The implementation is straightforward. Your server registers as a GitHub OAuth application, implements the standard OAuth flow, and uses the resulting tokens to authenticate API requests. Libraries exist for every major programming language, and the pattern is well-documented and battle-tested.

Supporting multiple providers

As your server matures, you can expand beyond GitHub to support additional OAuth providers. Google Workspace integration makes sense for productivity-focused servers, while Slack OAuth enables seamless integration for communication tools. The beauty of OAuth is that adding new providers doesn't require changing your core authentication logic—just configuring new OAuth applications and handling provider-specific details.
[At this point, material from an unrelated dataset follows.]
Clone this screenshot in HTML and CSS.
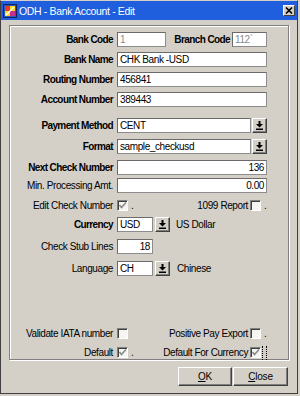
FILE: index.html
```html
<!DOCTYPE html>
<html>
<head>
<meta charset="utf-8">
<link rel="stylesheet" href="styles.css">
</head>
<body>
<div class="window">
  <div class="titlebar">
    <svg class="app-icon" width="14" height="14" viewBox="0 0 14 14">
      <rect x="0.5" y="0.5" width="13" height="13" fill="#2a58b8" stroke="#102060"/>
      <rect x="2" y="2" width="5" height="5" fill="#e83828"/>
      <rect x="7" y="2" width="5" height="5" fill="#f8d820"/>
      <rect x="2" y="7" width="5" height="5" fill="#f8d820"/>
      <rect x="7" y="7" width="5" height="5" fill="#c83090"/>
      <path d="M3 11 L11 3" stroke="#fff" stroke-width="1.2"/>
    </svg>
    <span class="title">ODH - Bank Account - Edit</span>
    <span class="close-btn">
      <svg width="8" height="7" viewBox="0 0 8 7"><path d="M1 0.5 L7 6.5 M7 0.5 L1 6.5" stroke="#000" stroke-width="1.6"/></svg>
    </span>
  </div>
  <div class="client">
    <div class="panel">
      <div class="row">
        <span class="lbl b">Bank Code</span>
        <span class="field w-code dim">1</span>
        <span class="lbl-r b">Branch Code</span>
        <span class="field w-branch dim">112`</span>
      </div>
      <div class="row gap-5">
        <span class="lbl b">Bank Name</span>
        <span class="field w-full">CHK Bank -USD</span>
      </div>
      <div class="row gap-5">
        <span class="lbl b">Routing Number</span>
        <span class="field w-full">456841</span>
      </div>
      <div class="row gap-5">
        <span class="lbl b">Account Number</span>
        <span class="field w-full">389443</span>
      </div>
      <div class="row gap-11">
        <span class="lbl b">Payment Method</span>
        <span class="field w-combo">CENT</span>
        <span class="dd"><svg width="7" height="9" viewBox="0 0 7 9"><path d="M2.5 0h2v3h2.5l-3.5 3.5l-3.5-3.5h2.5z M0 7.5h7v1.5h-7z" fill="#000"/></svg></span>
      </div>
      <div class="row gap-6">
        <span class="lbl b">Format</span>
        <span class="field w-combo">sample_checkusd</span>
        <span class="dd"><svg width="7" height="9" viewBox="0 0 7 9"><path d="M2.5 0h2v3h2.5l-3.5 3.5l-3.5-3.5h2.5z M0 7.5h7v1.5h-7z" fill="#000"/></svg></span>
      </div>
      <div class="row gap-6">
        <span class="lbl b">Next Check Number</span>
        <span class="field w-full num">136</span>
      </div>
      <div class="row gap-3">
        <span class="lbl">Min. Processing Amt.</span>
        <span class="field w-full num">0.00</span>
      </div>
      <div class="row gap-5">
        <span class="lbl">Edit Check Number</span>
        <span class="cb"><svg width="9" height="9" viewBox="0 0 9 9"><path d="M1.5 4 L3.5 6.5 L8 1.5" fill="none" stroke="#8a8a8a" stroke-width="1.6"/></svg></span>
        <span class="dot">.</span>
        <span class="lbl-r">1099 Report</span>
        <span class="cb"></span>
        <span class="dot">.</span>
      </div>
      <div class="row gap-4">
        <span class="lbl b">Currency</span>
        <span class="field w-short">USD</span>
        <span class="dd dd-gap"><svg width="7" height="9" viewBox="0 0 7 9"><path d="M2.5 0h2v3h2.5l-3.5 3.5l-3.5-3.5h2.5z M0 7.5h7v1.5h-7z" fill="#000"/></svg></span>
        <span class="desc">US Dollar</span>
      </div>
      <div class="row gap-7">
        <span class="lbl">Check Stub Lines</span>
        <span class="field w-short num">18</span>
      </div>
      <div class="row gap-7">
        <span class="lbl">Language</span>
        <span class="field w-short">CH</span>
        <span class="dd dd-gap"><svg width="7" height="9" viewBox="0 0 7 9"><path d="M2.5 0h2v3h2.5l-3.5 3.5l-3.5-3.5h2.5z M0 7.5h7v1.5h-7z" fill="#000"/></svg></span>
        <span class="desc desc-lang">Chinese</span>
      </div>
      <div class="row gap-50">
        <span class="lbl">Validate IATA number</span>
        <span class="cb"></span>
        <span class="lbl-r">Positive Pay Export</span>
        <span class="cb"></span>
        <span class="dot">.</span>
      </div>
      <div class="row gap-4">
        <span class="lbl">Default</span>
        <span class="cb"><svg width="9" height="9" viewBox="0 0 9 9"><path d="M1.5 4 L3.5 6.5 L8 1.5" fill="none" stroke="#8a8a8a" stroke-width="1.6"/></svg></span>
        <span class="dot">.</span>
        <span class="lbl-r">Default For Currency</span>
        <span class="cb"><svg width="9" height="9" viewBox="0 0 9 9"><path d="M1.5 4 L3.5 6.5 L8 1.5" fill="none" stroke="#8a8a8a" stroke-width="1.6"/></svg></span>
        <span class="focus"></span>
      </div>
    </div>
    <div class="buttons">
      <span class="btn btn-ok"><u>O</u>K</span>
      <span class="btn btn-close"><u>C</u>lose</span>
    </div>
  </div>
</div>
</body>
</html>
```
FILE: styles.css
```css
html, body {
  margin: 0;
  padding: 0;
}
body {
  background: #d4d0c8;
  font-family: "Liberation Sans", Arial, sans-serif;
  font-size: 10px;
  letter-spacing: -0.4px;
  color: #000;
}
.window {
  width: 298px;
  height: 394px;
  box-sizing: border-box;
  border: 1px solid #404040;
  border-top-color: #d4d0c8;
  background: #d4d0c8;
  display: flex;
  flex-direction: column;
}
.titlebar {
  height: 19px;
  flex: none;
  background: #1f5edc;
  display: flex;
  align-items: center;
  padding: 0 2px;
  color: #fff;
}
.app-icon {
  flex: none;
  display: block;
}
.title {
  margin-left: 2px;
  font-size: 10.5px;
  letter-spacing: -0.35px;
  white-space: nowrap;
}
.close-btn {
  margin-left: auto;
  width: 12px;
  height: 11px;
  box-sizing: border-box;
  background: #d4d0c8;
  border: 1px solid;
  border-color: #fff #404040 #404040 #fff;
  display: flex;
  align-items: center;
  justify-content: center;
}
.close-btn svg {
  display: block;
}
.client {
  flex: 1;
  padding: 5px 8px 0 8px;
  display: flex;
  flex-direction: column;
}
.panel {
  height: 335px;
  box-sizing: border-box;
  border: 1px solid #808080;
  box-shadow: inset 1px 1px 0 #fff, 1px 1px 0 #fff;
  padding: 6px 21px 0 0;
}
.row {
  display: flex;
  align-items: center;
  height: 15px;
}
.gap-3 { margin-top: 3px; }
.gap-4 { margin-top: 4px; }
.gap-5 { margin-top: 5px; }
.gap-6 { margin-top: 6px; }
.gap-7 { margin-top: 7px; }
.gap-11 { margin-top: 11px; }
.gap-50 { margin-top: 50px; }

.lbl {
  width: 103px;
  flex: none;
  text-align: right;
  margin-right: 4px;
  white-space: nowrap;
}
.lbl-r {
  flex: 1;
  text-align: right;
  margin-right: 2px;
  white-space: nowrap;
}
.b {
  font-weight: bold;
  letter-spacing: -0.6px;
}
.field {
  flex: none;
  height: 15px;
  box-sizing: border-box;
  background: #fff;
  border: 1px solid;
  border-color: #6a6a6a #8c8c8c #8c8c8c #6a6a6a;
  padding: 0 2px;
  line-height: 13px;
  white-space: nowrap;
  overflow: hidden;
}
.dim { color: #8a8a8a; }
.num { text-align: right; }
.w-code { width: 49px; }
.w-branch { width: 35px; }
.w-full { width: 150px; }
.w-combo { width: 134px; }
.w-short { width: 36px; }

.dd {
  flex: none;
  width: 15px;
  height: 15px;
  box-sizing: border-box;
  margin-left: 1px;
  background: #d4d0c8;
  border: 1px solid;
  border-color: #fff #404040 #404040 #fff;
  box-shadow: inset -1px -1px 0 #808080;
  display: flex;
  align-items: center;
  justify-content: center;
}
.dd svg { display: block; }
.dd-gap { margin-left: 2px; }
.desc {
  margin-left: 6px;
  white-space: nowrap;
}
.desc-lang { margin-left: 7px; }

.cb {
  flex: none;
  width: 11px;
  height: 11px;
  box-sizing: border-box;
  background: #f6f5f2;
  border: 1px solid;
  border-color: #808080 #fff #fff #808080;
  box-shadow: inset 1px 1px 0 #404040;
  display: flex;
  align-items: center;
  justify-content: center;
}
.cb svg { display: block; }
.dot {
  flex: none;
  width: 6px;
  box-sizing: border-box;
  padding-left: 3px;
}
.focus {
  flex: none;
  width: 5px;
  height: 14px;
  margin-left: 1px;
  box-sizing: border-box;
  border-left: 1px dotted #000;
  border-right: 1px dotted #000;
}

.buttons {
  display: flex;
  justify-content: flex-end;
  margin-top: 7px;
  padding-right: 1px;
}
.btn {
  height: 19px;
  box-sizing: border-box;
  background: #d4d0c8;
  border: 1px solid;
  border-color: #fff #404040 #404040 #fff;
  box-shadow: inset -1px -1px 0 #808080;
  display: flex;
  align-items: center;
  justify-content: center;
  letter-spacing: -0.2px;
}
.btn-ok { width: 54px; }
.btn-close { width: 55px; margin-left: 1px; }
```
Maintaining backward compatibility

While OAuth should be the primary authentication method for registry-discovered servers, maintaining API key support for backward compatibility and specific use cases (like CI/CD pipelines) is reasonable. The key is to position OAuth as the default, recommended path while keeping API keys as an advanced option for users with specific requirements.

The Path Forward

The MCP Registry has solved the discovery problem, but without proper authentication patterns, we risk creating a catalog of locked doors. OAuth provides the key—literally and figuratively—to unlock the registry's full potential. By embracing OAuth as the standard authentication method for MCP servers, we can create an ecosystem that's both secure and accessible.

For server developers, the message is clear: implement OAuth from day one. The investment in setting up OAuth will pay dividends in user adoption, security, and operational simplicity. For the MCP community as a whole, standardizing on OAuth means we can focus on building innovative servers rather than wrestling with authentication infrastructure.

The combination of the MCP Registry for discovery and OAuth for authentication creates a powerful foundation for the next phase of MCP adoption. It's time to move beyond the friction of API keys and embrace the seamless, secure future that OAuth enables.